Neda Deneva

Current Project


Neda Deneva

Curriculum Vitae

Current Project

The focus of my research is the complicated and ambivalent relationship, which Bulgarian Muslims (or Pomaks, as they are often referred to) engaged in transnational migration, have developed with the two states in which they are simultaneously embedded – Bulgaria and Spain. More precisely, I focus on the interactions and intersections between official state-proposed, imposed, institutionalized categorizations and the everyday enactments, appropriations, re-interpretations and evasions of those very categorizations by Bulgarian Muslims within migration context. In this respect I am exploring How do Bulgarian Muslim migrants experience and negotiate their position on the margins of two states? Consequently, what are the mechanisms and strategies which they deploy in relation to their re-positioning vis-à-vis two states?

Analytically I approach the state both as an embodiment of an idea, and in its particular institutional faces and practices. I look at it through the categorizations which states craft and impose on Bulgarian Muslims through different definitions both as citizens and as immigrants. At the same time, I also focus on the everyday practices and interactions with the state institutions and the conceptualizations and images of the state which Bulgarian Muslim migrants have developed. Theoretically my research is placed at the intersection of three broader analytical fields: transnational migration and questions related to the development of a transnational social field and simultaneity of incorporation; anthropological understandings of the state which allow exploring everyday interactions with and imaginings and discourses of the state; and, discussions of citizenship which transcend the formal and normative aspect of the concept and turn to alternative conceptualizations like social citizenship.

Methodologically, my study is based on an ethnographic research of a certain Bulgarian Muslim migrant community which I first encountered as a field researcher several years ago. The community stretches over two places: a village in Bulgaria and a small town in Spain where most of the village migrants are concentrated. For my dissertation, I have been working in the field both in Bulgaria and in Spain since September 2007 and I plan to continue my fieldwork for 12 months altogether until August 2008. I have been using standard ethnographic techniques such as participant observation, semi-structured interviews, life histories etc. At the same time I am attempting to incorporate a historical overview into my research that focuses both on Bulgarian state policies targeting Bulgarian Muslims over the last century, and on current relevant immigration legislation and social policies in Spain that particularly affect people coming from accession countries and new member countries of EU.

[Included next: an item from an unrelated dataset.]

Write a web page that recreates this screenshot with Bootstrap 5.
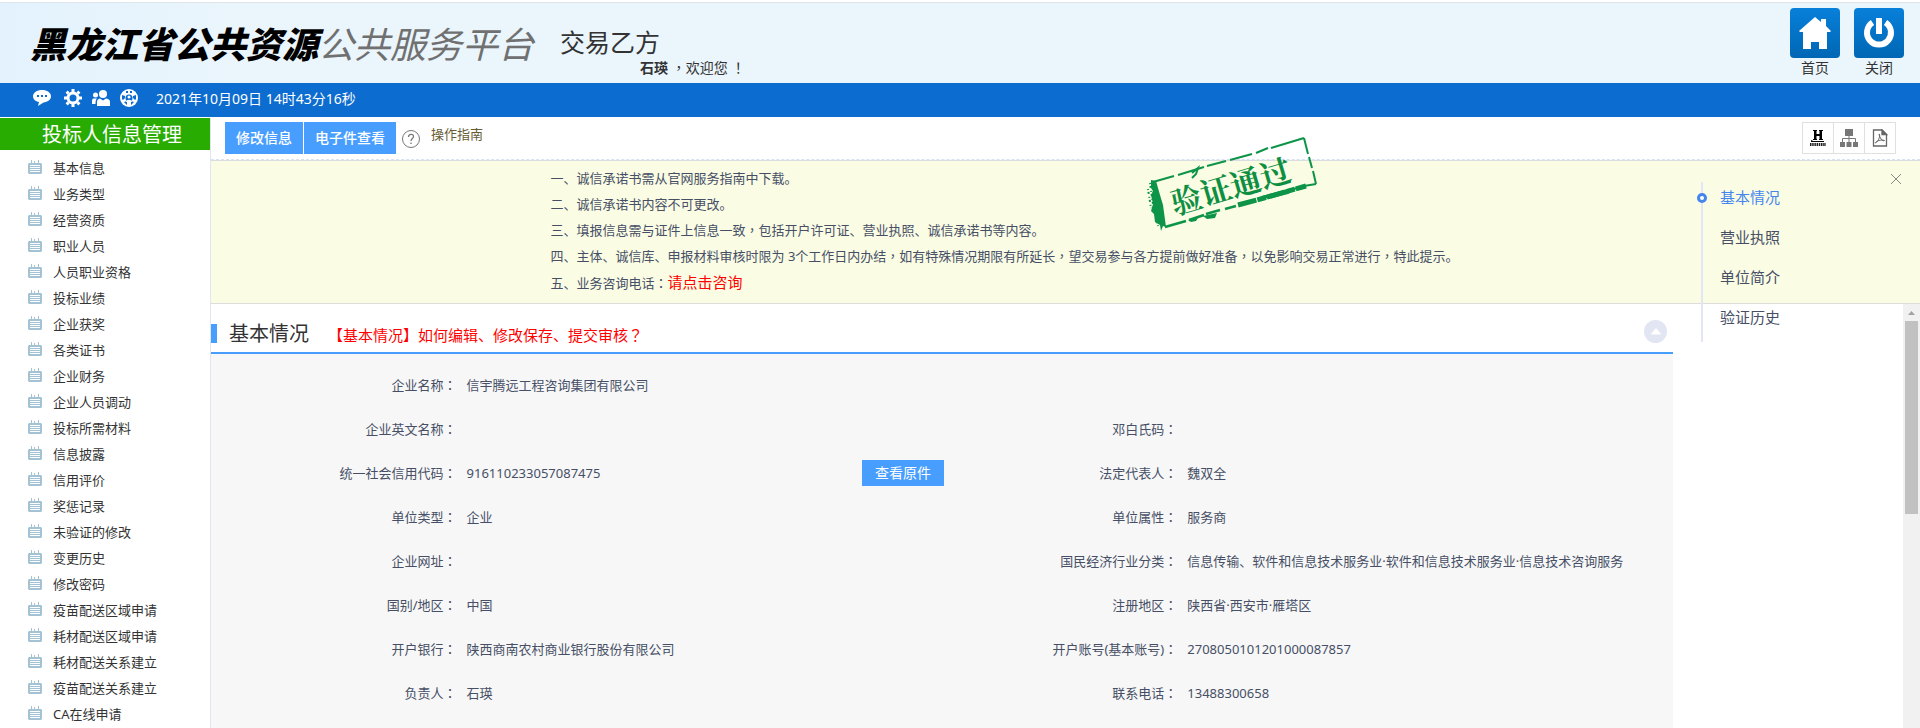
<!DOCTYPE html>
<html lang="zh-CN">
<head>
<meta charset="utf-8">
<meta name="viewport" content="width=device-width, initial-scale=1">
<title>黑龙江省公共资源公共服务平台</title>
<link href="https://cdn.jsdelivr.net/npm/bootstrap@5.3.0/dist/css/bootstrap.min.css" rel="stylesheet">
<style>
body{font-family:"Noto Sans","Noto Sans CJK SC",sans-serif;font-size:13px;line-height:26px;color:#333;background:#fff;overflow:hidden}
a{color:inherit;text-decoration:none}
.mid{font-family:"Noto Sans CJK TC",sans-serif}
.site-head{margin-top:2px;height:81px;border-top:1px solid #dfe5ea;background:linear-gradient(90deg,#e3f2fd,#eaf5fc 12%)}
.site-name{font:italic 900 36px/48px "Noto Sans CJK SC",sans-serif;color:#000;padding-left:30px;margin-top:15px}
.site-name span{font-weight:400;color:#707070}
.role{font-size:25px;line-height:30px;margin-top:24px;color:#333}
.who{margin-left:26px}
.welcome{font-size:14px;line-height:20px;padding-left:80px}
.tile{width:50px;height:50px;border-radius:4px;background:linear-gradient(#0880da,#0067b4)}
.head-link{font-size:14px;line-height:20px;padding-top:5px;gap:14px}
.info-bar{height:34px;background:#0c6ccf;color:#fff;padding-left:33px;font-size:14px;margin-bottom:1px}
.info-bar time{margin-left:18px;padding-bottom:3px}
.side{width:211px;border-right:1px solid #dfe6f2}
.side-title{height:32px;line-height:33px;font-size:20px;background:#28ac02;color:#fff;padding-left:42px;width:210px}
.side li a{height:26px;padding-left:28px;gap:11px}
.side ul{padding-top:5px}
.side svg{margin-bottom:2px}
.tools{height:42px;padding:4px 24px 0 14px;border-bottom:1px dashed #d9e2f2}
.tools .btn{font-size:14px;font-weight:500;line-height:32px;height:32px;padding:0 11px;border:0;border-radius:0;background:#489eff;color:#fff}
.guide{color:#675d34;line-height:24px;gap:11px;margin-left:6px}
.square{width:32px;height:32px;border:1px solid #e0e0e0;background:#fff;padding:0;margin-left:-1px}
.notice{background:#fafce4;border-top:1px solid #d9dce0;border-bottom:1px solid #ddd;padding:4px 0 7px;color:#464f66}
.notice ol{max-width:1030px}
.notice a{color:red;font-size:15px}
.stamp{left:933px;top:16px;width:176px;height:100px}
.anchors{left:1490px;top:59px;font-size:15px;line-height:40px;color:#464f66;padding-left:19px}
.anchors::before{content:"";position:absolute;left:0;top:5px;width:2px;height:160px;background:#e2e6f2}
.anchors .active{color:#4586ee}
.anchors .active::before{content:"";position:absolute;left:-23px;top:16px;width:10px;height:10px;border:3px solid #4586ee;border-radius:50%;background:#fff}
.shut{right:19px;top:56px;border:0;background:none;padding:0;width:10px;height:10px}
.panel{margin-right:230px;background:#f7f7f7}
.sect-head{height:50px;border-bottom:2px solid #489eff;padding-right:6px;background:#fff}
.sect-head .bar{width:6px;height:19px;background:#489eff;margin-top:20px}
.sect-head h2{font-size:20px;line-height:30px;margin:0 0 0 12px;font-weight:400;padding-top:15px}
.sect-head a{color:red;font-size:15px;margin-left:19px;padding-top:18px}
.fold{width:23px;height:23px;border-radius:50%;border:0;padding:0;background:#e2e6f2;margin-top:16px}
.fields{display:grid;grid-template-columns:17% 33% 16.3% 1fr;grid-auto-rows:44px;align-items:center;padding-top:9px;margin:0;color:#464f66}
.fields dt{font-weight:400;text-align:right;padding-right:3px}
.fields dd{margin:0;padding-left:7px}
.fields .wide{grid-column:span 3}
.fields .btn{background:#489eff;color:#fff;border:0;border-radius:0;font-size:14px;line-height:26px;padding:0 13px;margin-right:-2px}
.track{width:17px;background:#f1f1f1;padding:0 2px}
.track svg{width:13px;height:17px}
.thumb{height:193px;background:#c1c1c1}
</style>
</head>
<body class="vh-100 d-flex flex-column">
<svg class="d-none">
  <symbol id="note" viewBox="0 0 14 14"><path fill="#a3c2d4" d="M1 3h2V0h1v3h2V1h1v2h3V0h1v3h2l1 1v9l-1 1H1l-1-1V4z"/><path stroke="#fff" d="M2 5.500h10M2 7.500h10M2 9.500h10M2 11.500h10"/></symbol>
</svg>
<header class="site-head d-flex flex-shrink-0">
  <h1 class="site-name mb-0 text-nowrap">黑龙江省公共资源<span>公共服务平台</span></h1>
  <div class="who text-nowrap">
    <div class="role">交易乙方</div>
    <div class="welcome"><b>石瑛</b> <span class="mid" lang="zh-TW">，</span>欢迎您 <span class="mid" lang="zh-TW">！</span></div>
  </div>
  <nav class="head-link ms-auto d-flex text-center me-3">
    <a href="#" class="d-block"><span class="tile d-flex align-items-center justify-content-center"><svg width="32" height="32" viewBox="0 0 32 32" fill="#fff"><path d="M16 0 22 5V2h5v7l5 5-1 1h-3v17h-8v-7h-8v7H4V15H1l-1-1z"/></svg></span>首页</a>
    <a href="#" class="d-block"><span class="tile d-flex align-items-center justify-content-center"><svg width="32" height="32" viewBox="0 0 32 32" fill="none" stroke="#fff" stroke-width="6"><path d="M9.500 5.500a12 12 0 1 0 13 0"/><path d="M16 1v16"/></svg></span>关闭</a>
  </nav>
</header>
<div class="info-bar d-flex align-items-center flex-shrink-0">
  <a href="#" class="d-flex pb-1" aria-label="消息"><svg width="18" height="18" viewBox="0 0 18 18"><path fill="#fff" d="M9 1c5 0 9 2.600 9 6.300 0 3.500-3.500 5.900-7.500 6.200L5 17l1-4C2.500 12.500 0 10.300 0 7.300 0 3.600 4 1 9 1z"/><path fill="#0c6ccf" d="M4 6h2v2H4zM8 6h2v2H8zM12 6h2v2h-2z"/></svg></a>
  <a href="#" class="d-flex pb-1" aria-label="设置" style="margin-left:13px"><svg width="18" height="18" viewBox="0 0 18 18" fill="none" stroke="#fff"><circle cx="9" cy="9" r="5" stroke-width="3"/><path stroke-width="3" d="M9 0v3M9 15v3M0 9h3M15 9h3M2.600 2.600l2 2M13.400 13.400l2 2M2.600 15.400l2-2M13.400 4.600l2-2"/></svg></a>
  <a href="#" class="d-flex pb-1" aria-label="用户" style="margin-left:10px"><svg width="18" height="18" viewBox="0 0 18 18" fill="#fff"><circle cx="11" cy="5" r="4"/><circle cx="3.500" cy="6" r="2.500"/><path d="M5 17v-4c0-2 1-3 3-3.500l3 2 3-2c3 .5 4 1.500 4 3.500v4zM0 15v-3c0-2 1-2.500 2-2.500h3c-1 1-1.500 2-1.500 5.500z"/></svg></a>
  <a href="#" class="d-flex pb-1" aria-label="协作" style="margin-left:10px"><svg width="18" height="18" viewBox="0 0 18 18"><circle cx="9" cy="9" r="9" fill="#fff"/><g fill="#0c6ccf"><path d="M6 2h2v2H6zM10 2h2v2h-2zM2 6l3 1v2L3 11l-1-1zM16 6l-3 1v2l2 2 1-1zM4 13l3-1v4zM14 13l-3-1v4z"/><circle cx="9" cy="9" r="3.500"/></g><circle cx="9" cy="8" r="1.500" fill="#fff"/><path fill="#fff" d="M6 13c0-3 6-3 6 0z"/></svg></a>
  <time class="text-nowrap">2021年10月09日 14时43分16秒</time>
</div>
<div class="d-flex flex-grow-1 overflow-hidden">
  <aside class="side flex-shrink-0">
    <div class="side-title">投标人信息管理</div>
    <ul class="list-unstyled mb-0">
      <li><a href="#" class="d-flex align-items-center"><svg width="14" height="14"><use href="#note"/></svg>基本信息</a></li>
      <li><a href="#" class="d-flex align-items-center"><svg width="14" height="14"><use href="#note"/></svg>业务类型</a></li>
      <li><a href="#" class="d-flex align-items-center"><svg width="14" height="14"><use href="#note"/></svg>经营资质</a></li>
      <li><a href="#" class="d-flex align-items-center"><svg width="14" height="14"><use href="#note"/></svg>职业人员</a></li>
      <li><a href="#" class="d-flex align-items-center"><svg width="14" height="14"><use href="#note"/></svg>人员职业资格</a></li>
      <li><a href="#" class="d-flex align-items-center"><svg width="14" height="14"><use href="#note"/></svg>投标业绩</a></li>
      <li><a href="#" class="d-flex align-items-center"><svg width="14" height="14"><use href="#note"/></svg>企业获奖</a></li>
      <li><a href="#" class="d-flex align-items-center"><svg width="14" height="14"><use href="#note"/></svg>各类证书</a></li>
      <li><a href="#" class="d-flex align-items-center"><svg width="14" height="14"><use href="#note"/></svg>企业财务</a></li>
      <li><a href="#" class="d-flex align-items-center"><svg width="14" height="14"><use href="#note"/></svg>企业人员调动</a></li>
      <li><a href="#" class="d-flex align-items-center"><svg width="14" height="14"><use href="#note"/></svg>投标所需材料</a></li>
      <li><a href="#" class="d-flex align-items-center"><svg width="14" height="14"><use href="#note"/></svg>信息披露</a></li>
      <li><a href="#" class="d-flex align-items-center"><svg width="14" height="14"><use href="#note"/></svg>信用评价</a></li>
      <li><a href="#" class="d-flex align-items-center"><svg width="14" height="14"><use href="#note"/></svg>奖惩记录</a></li>
      <li><a href="#" class="d-flex align-items-center"><svg width="14" height="14"><use href="#note"/></svg>未验证的修改</a></li>
      <li><a href="#" class="d-flex align-items-center"><svg width="14" height="14"><use href="#note"/></svg>变更历史</a></li>
      <li><a href="#" class="d-flex align-items-center"><svg width="14" height="14"><use href="#note"/></svg>修改密码</a></li>
      <li><a href="#" class="d-flex align-items-center"><svg width="14" height="14"><use href="#note"/></svg>疫苗配送区域申请</a></li>
      <li><a href="#" class="d-flex align-items-center"><svg width="14" height="14"><use href="#note"/></svg>耗材配送区域申请</a></li>
      <li><a href="#" class="d-flex align-items-center"><svg width="14" height="14"><use href="#note"/></svg>耗材配送关系建立</a></li>
      <li><a href="#" class="d-flex align-items-center"><svg width="14" height="14"><use href="#note"/></svg>疫苗配送关系建立</a></li>
      <li><a href="#" class="d-flex align-items-center"><svg width="14" height="14"><use href="#note"/></svg>CA在线申请</a></li>
    </ul>
  </aside>
  <main class="flex-grow-1 d-flex flex-column position-relative overflow-hidden">
    <div class="tools d-flex align-items-start flex-shrink-0">
      <button type="button" class="btn">修改信息</button>
      <button type="button" class="btn" style="margin-left:1px">电子件查看</button>
      <a href="#" class="guide d-flex"><svg class="mt-2" width="18" height="18" viewBox="0 0 18 18" fill="none" stroke="#777"><circle cx="9" cy="9" r="8.500"/><path stroke-width="1.300" d="M6.500 7c0-3.500 5-3.500 5-.5C11.500 8.500 9 8.500 9 11M9 12.500V14"/></svg><span>操作指南</span></a>
      <div class="ms-auto d-flex">
        <button type="button" class="square d-flex align-items-center justify-content-center" aria-label="历史"><svg width="16" height="18" viewBox="0 0 16 18"><path d="M3 1h4v1H6.500v3h3V2H9V1h4v1h-1v8h1v1H9v-1h.5V7h-3v3H7v1H3v-1h1V2H3zM1 8v3l2 1h11v1H1z"/><path stroke="#222" stroke-width="3" stroke-dasharray="1.500 .7" d="M0 15.500h16"/></svg></button>
        <button type="button" class="square d-flex align-items-center justify-content-center" aria-label="流程"><svg width="18" height="18" viewBox="0 0 18 18"><path fill="#777" d="M5 0h8v7H5zM0 13h5v5H0zM6.500 13h5v5h-5zM13 13h5v5h-5z"/><path fill="none" stroke="#777" d="M9 6v8M2.500 14V9.500h13V14"/></svg></button>
        <button type="button" class="square d-flex align-items-center justify-content-center" aria-label="PDF"><svg width="16" height="18" viewBox="0 0 16 18" fill="none" stroke="#666" stroke-width="1.300"><path d="M1.500 1H10l4.500 4.500V17h-13z"/><path fill="#666" d="M10 1v4.500h4.500z"/><path d="M7 5c2 0-.5 8-3.500 9-1-1 5-4 9-2.500-2 1.500-5-3-5.500-6.500z" stroke-width="1"/></svg></button>
      </div>
    </div>
    <section class="notice flex-shrink-0">
      <ol class="list-unstyled mx-auto mb-0">
        <li>一、诚信承诺书需从官网服务指南中下载。</li>
        <li>二、诚信承诺书内容不可更改。</li>
        <li>三、填报信息需与证件上信息一致<span class="mid" lang="zh-TW">，</span>包括开户许可证、营业执照、诚信承诺书等内容。</li>
        <li>四、主体、诚信库、申报材料审核时限为 3个工作日内办结<span class="mid" lang="zh-TW">，</span>如有特殊情况期限有所延长<span class="mid" lang="zh-TW">，</span>望交易参与各方提前做好准备<span class="mid" lang="zh-TW">，</span>以免影响交易正常进行<span class="mid" lang="zh-TW">，</span>特此提示。</li>
        <li>五、业务咨询电话<span class="mid" lang="zh-TW">：</span><a href="#">请点击咨询</a></li>
      </ol>
    </section>
    <div class="d-flex flex-grow-1 overflow-hidden">
      <div class="flex-grow-1 d-flex flex-column">
        <div class="panel flex-grow-1">
          <div class="sect-head d-flex align-items-start">
            <span class="bar"></span>
            <h2>基本情况</h2>
            <a href="#">【基本情况】如何编辑、修改保存、提交审核<span class="mid" lang="zh-TW">？</span></a>
            <button type="button" class="fold ms-auto d-flex align-items-center justify-content-center" aria-label="收起"><svg width="12" height="8"><path fill="#fff" d="M6 0l5.500 6.500h-11z"/></svg></button>
          </div>
          <dl class="fields">
            <dt>企业名称<span class="mid" lang="zh-TW">：</span></dt><dd class="wide">信宇腾远工程咨询集团有限公司</dd>
            <dt>企业英文名称<span class="mid" lang="zh-TW">：</span></dt><dd></dd>
            <dt>邓白氏码<span class="mid" lang="zh-TW">：</span></dt><dd></dd>
            <dt>统一社会信用代码<span class="mid" lang="zh-TW">：</span></dt><dd class="d-flex justify-content-between">916110233057087475<button type="button" class="btn">查看原件</button></dd>
            <dt>法定代表人<span class="mid" lang="zh-TW">：</span></dt><dd>魏双全</dd>
            <dt>单位类型<span class="mid" lang="zh-TW">：</span></dt><dd>企业</dd>
            <dt>单位属性<span class="mid" lang="zh-TW">：</span></dt><dd>服务商</dd>
            <dt>企业网址<span class="mid" lang="zh-TW">：</span></dt><dd></dd>
            <dt>国民经济行业分类<span class="mid" lang="zh-TW">：</span></dt><dd>信息传输、软件和信息技术服务业·软件和信息技术服务业·信息技术咨询服务</dd>
            <dt>国别/地区<span class="mid" lang="zh-TW">：</span></dt><dd>中国</dd>
            <dt>注册地区<span class="mid" lang="zh-TW">：</span></dt><dd>陕西省·西安市·雁塔区</dd>
            <dt>开户银行<span class="mid" lang="zh-TW">：</span></dt><dd>陕西商南农村商业银行股份有限公司</dd>
            <dt>开户账号(基本账号)<span class="mid" lang="zh-TW">：</span></dt><dd>2708050101201000087857</dd>
            <dt>负责人<span class="mid" lang="zh-TW">：</span></dt><dd>石瑛</dd>
            <dt>联系电话<span class="mid" lang="zh-TW">：</span></dt><dd>13488300658</dd>
          </dl>
        </div>
      </div>
      <div class="track flex-shrink-0 d-flex flex-column" aria-hidden="true"><svg viewBox="0 0 13 17"><path fill="#a3a3a3" d="M6.500 7l3.500 4H3z"/></svg><div class="thumb"></div></div>
    </div>
    <nav class="anchors position-absolute">
      <a href="#" class="active d-block position-relative">基本情况</a>
      <a href="#" class="d-block">营业执照</a>
      <a href="#" class="d-block">单位简介</a>
      <a href="#" class="d-block">验证历史</a>
    </nav>
    <button type="button" class="shut position-absolute d-flex" aria-label="关闭导航"><svg width="10" height="10" stroke="#888"><path d="M0 0l10 10M10 0L0 10"/></svg></button>
    <svg class="stamp position-absolute" viewBox="0 0 176 100" fill="none" stroke="#0d9448">
      <path stroke-width="2" d="M9 48 30 42M34 41 60 33M63 32 82 27M86 26 108 20M112 19 124 14M127 14 160 4M160 4 164 20M165 23 168 34M169 37 172 50"/>
      <path stroke-width="2.500" d="M21 93 42 87M45 86 60 81M62 80 76 76M81 75 92 72"/>
      <path stroke-width="5" stroke-dasharray="19 1 9 1" d="M94 71 120 64 162 52"/>
      <path stroke-width="2" d="M160 52 172 50M48 39l6-5-2 6-4 4"/>
      <path fill="#0d9448" stroke="none" d="M7 46l5 1 4 14 3 10 3 22-3-1-2 5-1-6-5-3-1-8-3-3 2-7-2-9 2-4-2-3zM44 86l10-2-2 3-5 1zM59 82l14-3-2 5-8 1zM118 62l30-8 8-1-12 7-20 5z"/>
      <path stroke-width="2" stroke-dasharray="1 2 2 3" d="M6 49 9 70 14 92M4 55 7 74"/>
      <text x="87" y="64" text-anchor="middle" font-family="'Noto Serif CJK SC','Noto Sans CJK SC',serif" font-weight="700" font-size="31" fill="#0d8f42" stroke="none" transform="rotate(-16.500 87 53)">验证通过</text>
    </svg>
  </main>
</div>
<script src="https://cdn.jsdelivr.net/npm/bootstrap@5.3.0/dist/js/bootstrap.bundle.min.js"></script>
</body>
</html>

Bulgarian Muslims – a social and cultural group with flexible boundaries – are estimated to make up approximately 3% of the Bulgarian population. While their self-identification has been described as often relational and situational, from the outside they are often most broadly defined as ethnic Bulgarians who are Muslim by religion, which has turned them into a social group defined mainly by its existence on the margins of other groups (like Christian Bulgarians or Bulgarian Turks). Their “ethnic marginality”, however, does not necessarily lead to internal coherence or a clearly expressed sense of group-belonging. While offering the migrants better economic conditions Spain places the Bulgarian Muslims in yet another marginal and ambivalent position. They are immigrants and Muslims at the same time. Yet Bulgarian Muslims are not Muslims in Europe, but Muslims of Europe, who have to cope with the process of both migration and EU integration, of difference and (pseudo) equality. This ambivalence opens up various possible positionings vis-à-vis other social groups, but also vis-à-vis institutions. It is the extent to which Bulgarian Muslims enact those different aspects of their potential social identity that I want to explore empirically in my research.

Based on my field research up till now, I would argue that migration is conceived by the Bulgarian Muslims migrants as an empowering mechanism which allows them to circumvent the Bulgarian state categorizations and other ethnic and social groups’ marginalizing definitions, as well as neoliberal economic marginalization. In Spain they are able to reinvent themselves and choose other labels to which to subscribe, while at the same time becoming economically more confident. Thus, while keeping their Muslims names and Muslim identification for the internal village community which is reproduced in Spain, they at the same time present themselves to the outside world, both institutionally and socially, with their alternative Bulgarian names and their Bulgarian citizenship as the identification markers of their choice. Consequently, while sustaining and reproducing the village community migrants more and more differentiate themselves from the group of other Bulgarian Muslims through this duality. Downplaying their Muslimness, or rather disclosing it only within the narrow confines of the village community, they offer their Bulgarian nationality and European citizenship as a distinctive marker of their group identity to the outside world. Once again, their situational or relational identity is being activated, in this case by using Europeanness as the beneficial marker. In the subsequent months of my fieldwork I would like to continue exploring everyday enactments and interactions with institutions both in Bulgaria and in Spain.